Edit - your comment seems to be asking "can't the compiler just overlook the fact and generate the bytecode that would be appropriate anyway?"

The answer is that no - it can't. According to the Java Language Specification , method signatures must take types, which are elsewhere defined to be resolvable at compile-time.

Which means that while it would be mechanically quite simple to create a compiler that would do what you're asking for, it would violate the JLS and thus wouldn't technically be a Java compiler. Besides, circumventing compile-time safety doesn't sound like a great selling-point to me... :-)

Answer 3

I can't see how you could allow this without breaking java type checking. How would you use your referenced object in your method? To extend on your example,

class test {
   void foo (pkg.not.in.classpath.FooBar foobar) { 
       foobar.foobarMethod(); //what does the compiler do here?
  } 
}

If you're in some situation where you've got to compile (and call a method ) on something that works on a library you don't have access to the closest you can come is to get the method via reflection, something like (method calls from memory, may be inaccurate)

 void foo(Object suspectedFoobar)
     {
       try{
        Method m = suspectedFoobar.getClass().getMethod("foobarMethod");
        m.invoke(suspectedFoobar);
       }
       ...
     }

I can't really see the point of doing this, though. Can you provide more information on the problem you're trying to solve?

Answer 4

It would be a violation of the JLS to compile a class without looking at the type signatures of the classes it depends on. No conformant Java compiler would allow you to do this.

However ... it is possible to do something rather similar. Specifically, if we have a class A and a class B that depends on A, it is possible to do the following:

1. Compile A.java
2. Compile B.java against A.class.
3. Edit A.java to change it in an incompatible way.
4. Compile A.java, replacing the old A.class.
5. Run a Java application using B.class and the new (incompatible) A.class.

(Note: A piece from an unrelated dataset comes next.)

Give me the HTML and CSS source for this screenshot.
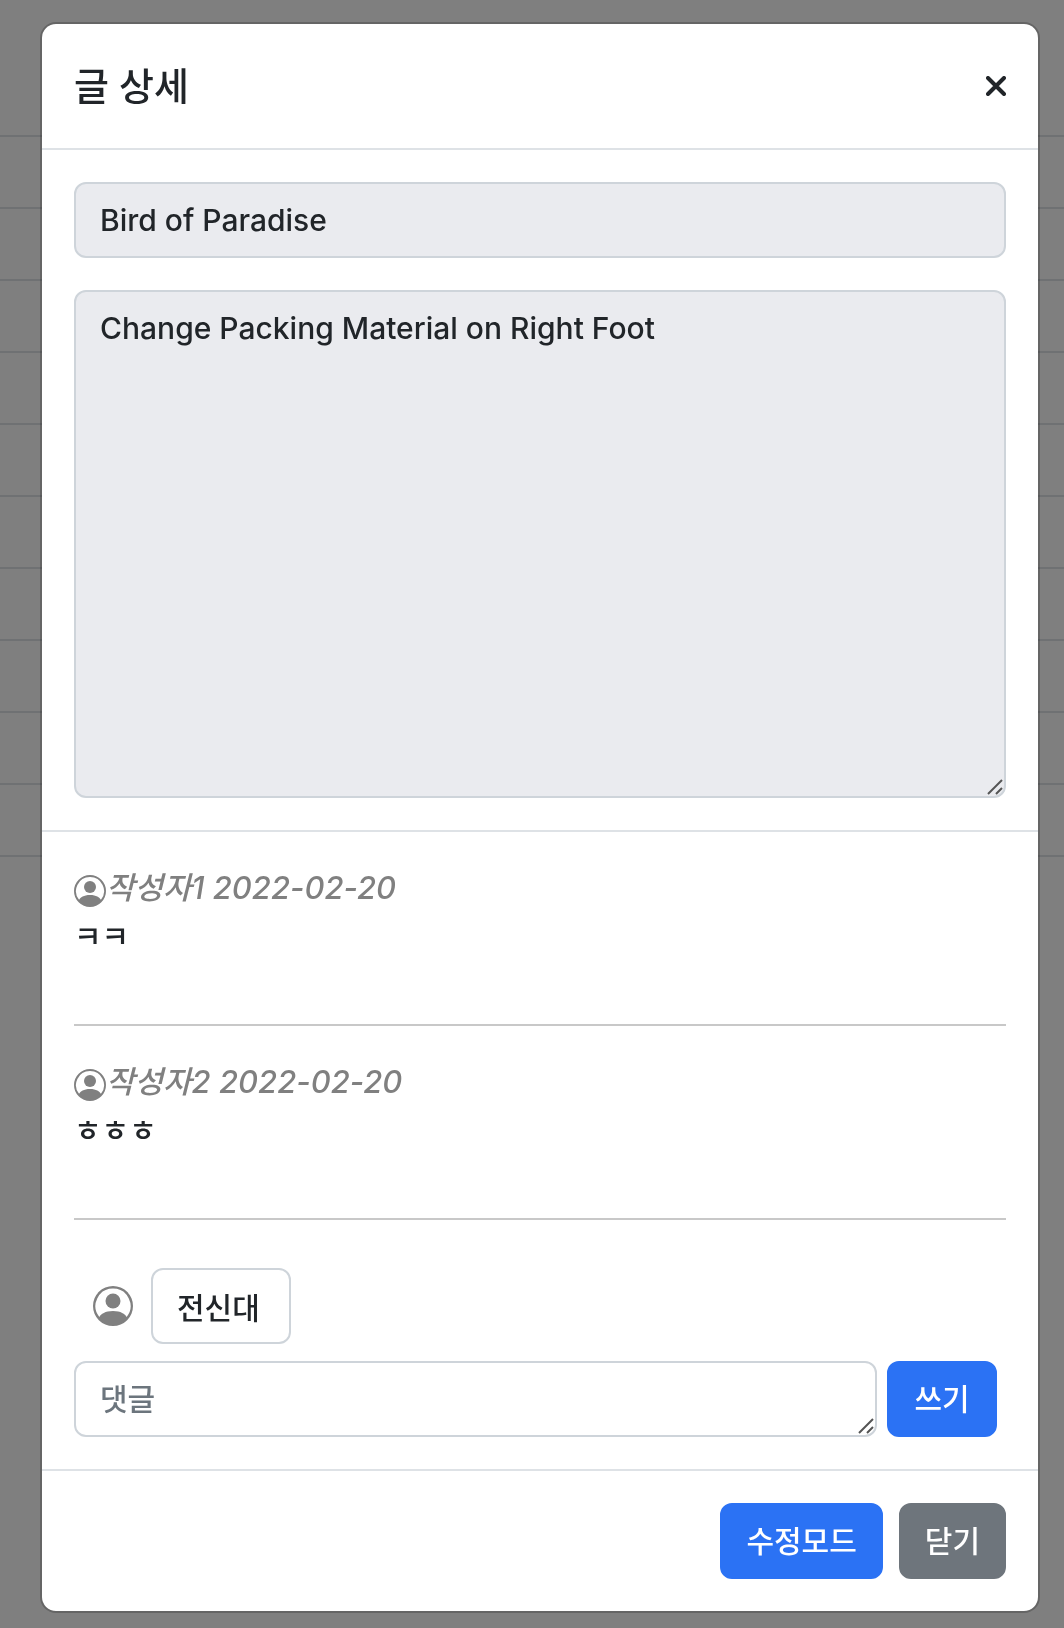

If you do this, the application will fail with a IncompatibleClassChangeError when the class loader notices the signature incompatibility.

Actually, this illustrates why compiling ignoring dependencies would be a bad idea. If you run an application with inconsistent bytecode files, (only) the first inconsistency detected will be reported. So if you have lots of inconsistencies, you will need to run your application lots of times to "detect" them all. Indeed, if there is any dynamic loading of classes (eg using Class.forName() ) in the application or any of its dependencies, then some of these problems may not show up immediately.

In summary, the cost of ignoring dependencies at compile time would be slower Java development and less reliable Java applications.

Answer 5

Java by design does compile-time depenency checking and uses it not only to determine types but to determine method calls when they are overloaded. I know of no way around that.

What can be done (and is done for, say, JDBC drivers) is to delay dependency checking through the use of reflection. You can get the class from Class.forName without the compiler knowing the class at compile time. In general, however, this means that the code is written to an interface and at runtime a class is loaded that implements the interface.

Answer 6

Extract interface

pkg.in.classpath.IFooBar

make the FooBar implements IFooBar and

class Test { void foo(pkg.in.classpath.IFooBar foobar) {} }

Your Test class will get compiled. Just plug the right implementation ie FooBar in the runtime using factories and configuration. Look for some IOC containers .

Answer 7

About the only thing you can do is use some bytecode manipulation to transform it to the more specific type.

There is nothing in the Java grammar for a use of pkg.not.in.classpath.FooBar to distinguish this:

 package pkg.not.in.classpath;
 public class FooBar { }

from this:

 package pkg.not.in.classpath;
 class FooBar { }

So there's only your word that it's legal to use FooBar there.

There also an ambiguity between package scoped classes and inner classes in source:

class pkg {
    static class not {
        static class in {
            static class classpath {
                static class FooBar {}
            }
        }
    }
}

The inner class is also called pkg.not.in.classpath.FooBar in the source but will be referred to as pkg$not$in$classpath$FooBar rather than pkg/not/in/classpath/FooBar in the class file. There is no way that javac can tell which you mean without looking for it in the classpath.

Answer 8

I created two classes : Caller and Callee

public class Caller {
    public void doSomething( Callee callee) {
        callee.doSomething();
    }

    public void doSame(Callee callee) {
        callee.doSomething();
    }

    public void doSomethingElse(Callee callee) {
        callee.doSomethingElse();
    }
}

public class Callee {
    public void doSomething() {
    }
    public void doSomethingElse() {
    }
}

I compiled these classes and then disassembled them with javap -c Callee > Callee.bc and javap -c Caller > Caller.bc . This produced the following:

Compiled from "Caller.java"
public class Caller extends java.lang.Object{
public Caller();
Code:
0: aload_0
1: invokespecial #1; //Method java/lang/Object."<init>":()V
4: return

public void doSomething(Callee);
Code:
0: aload_1
1: invokevirtual #2; //Method Callee.doSomething:()V
4: return

public void doSame(Callee);
Code:
0: aload_1
1: invokevirtual #2; //Method Callee.doSomething:()V
4: return

public void doSomethingElse(Callee);
Code:
0: aload_1
1: invokevirtual #3; //Method Callee.doSomethingElse:()V
4: return

}

Compiled from "Callee.java"
public class Callee extends java.lang.Object{
public Callee();
Code:
0: aload_0
1: invokespecial #1; //Method java/lang/Object."<init>":()V
4: return

public void doSomething();
Code:
0: return

public void doSomethingElse();
Code:
0: return

}

The compiler generated a method signature and a typesafe invokevirtual call for the method calls to 'callee' - it knows what class and what method is being invoked here. If that class wasn't available, how would the compiler generate the method signature or the `invokevirtual'?

There is a JSR ( JSR 292 ) to add an 'invokedynamic' opcode that would support dynamic invocation, however this isn't currently supported by the JVM.